The Ender 3 S1 Pro was a meaningful upgrade when it launched in 2022: all-metal hotend, direct drive, PEI bed, and CR Touch leveling on the Ender 3 platform. In 2025, those features are standard on $200 machines, and the 150mm/s speed cap is a real liability against the Ender 3 V3 at $199. The S1 Pro’s case today is the all-metal hotend enabling 300°C materials on a familiar Ender 3 frame, at a price that’s often discounted below $300.
What It Does Well
The all-metal Sprite extruder reaches 300°C reliably — adequate for nylon, PA, and some high-temp materials that PTFE-lined hotends can’t handle cleanly. This is genuinely useful and was the main S1 Pro upgrade over the base S1.
Direct drive improves TPU and flex filament printing significantly over Bowden setups. Retraction is shorter, feed is more direct, and buckling issues that plague long Bowden tubes with soft filament are eliminated.
110°C bed temperature supports ABS first layer adhesion. Combined with the 300°C nozzle, the S1 Pro has the hardware for ABS/ASA with a DIY enclosure — an add-on that older Ender 3 models needed both an extruder upgrade AND a hotend upgrade to achieve.
Where It Falls Short
150mm/s max speed hasn’t aged well. The Ender 3 V3 ($199) runs at 600mm/s on CoreXZ with Klipper. A print that takes 8 hours on the S1 Pro takes 2–3 hours on the V3. The speed gap at half the price makes the S1 Pro difficult to recommend unless it’s heavily discounted.
Marlin firmware without input shaping means ringing artifacts appear above 100mm/s. The effective quality printing range is 60–100mm/s for outer perimeters — slow by modern standards.
220×220mm build area is standard but the 270mm Z is a minor advantage. The extra 20mm over the standard 250mm occasionally useful for taller prints, but not a differentiating factor.

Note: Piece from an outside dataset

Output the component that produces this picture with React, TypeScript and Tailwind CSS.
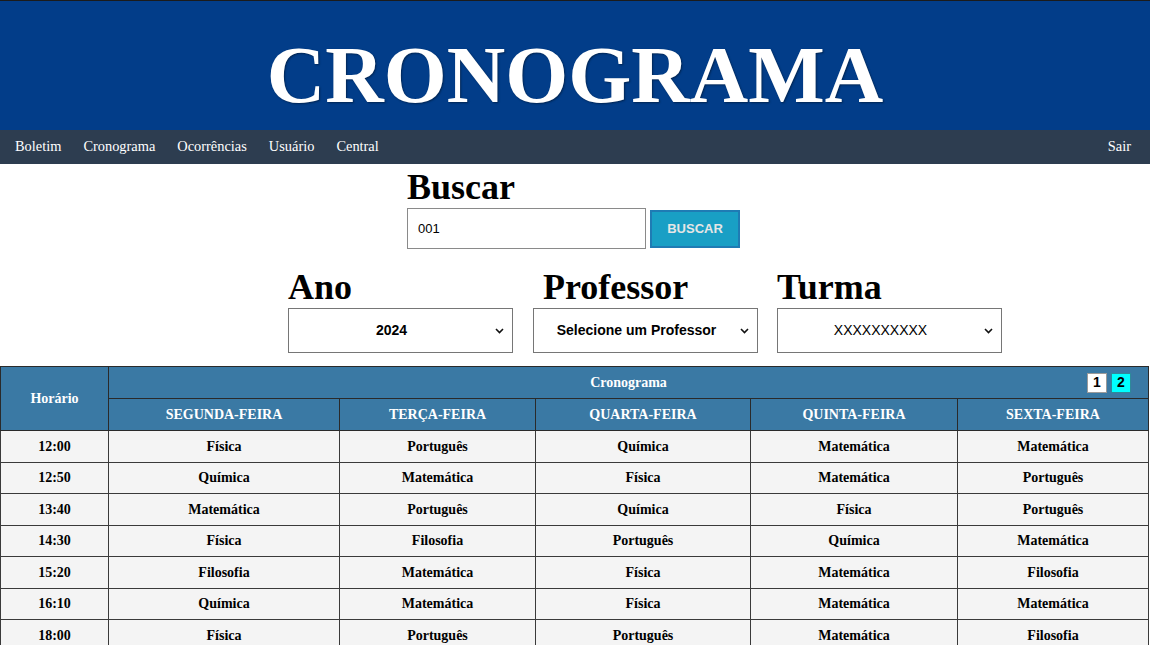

No enclosure limits ABS and ASA to smaller parts. Even with the 300°C hotend and 110°C bed, ABS warping on the open frame is likely on parts wider than 100mm.
Materials
PLA and PLA+: 215–220°C, 60°C bed. Reliable at 60–100mm/s. Use the Creality default profiles for the S1 Pro — they’re appropriately conservative for the speed range.
PETG: 240–245°C, 70–80°C bed. Fan 30–40%. The S1 Pro’s speed range (60–100mm/s) is well-suited for PETG quality — the slow speed is a feature here rather than a limitation.
TPU (95A): 220°C, 20–25mm/s. Retraction 0.5mm. Direct drive makes this reliable. Disable retraction entirely if you see inconsistent flow.
ABS and ASA: 240–250°C, 100–110°C bed, zero fan. The hardware supports it — but results depend heavily on whether you’ve added an enclosure. Without one, parts over 80mm in the XY plane will show warping.
Nylon: 250–270°C, 80–90°C bed. Dry thoroughly. The all-metal hotend is necessary. Bed adhesion on PEI is poor for nylon — try Garolite or PVA glue stick.
vs. the Competition
Creality Ender 3 V3 ($199): CoreXZ, 600mm/s, direct drive, Klipper, smaller build area (220×250mm), half the price. For most use cases, the V3 is better and significantly cheaper.
Creality Ender 3 V3 Plus ($289): 300×330mm, 600mm/s, Klipper. Larger AND faster AND cheaper than the S1 Pro. The only case for the S1 Pro now is the 300°C nozzle if the V3 Plus (which also reaches 300°C) is not available at the same discounted price.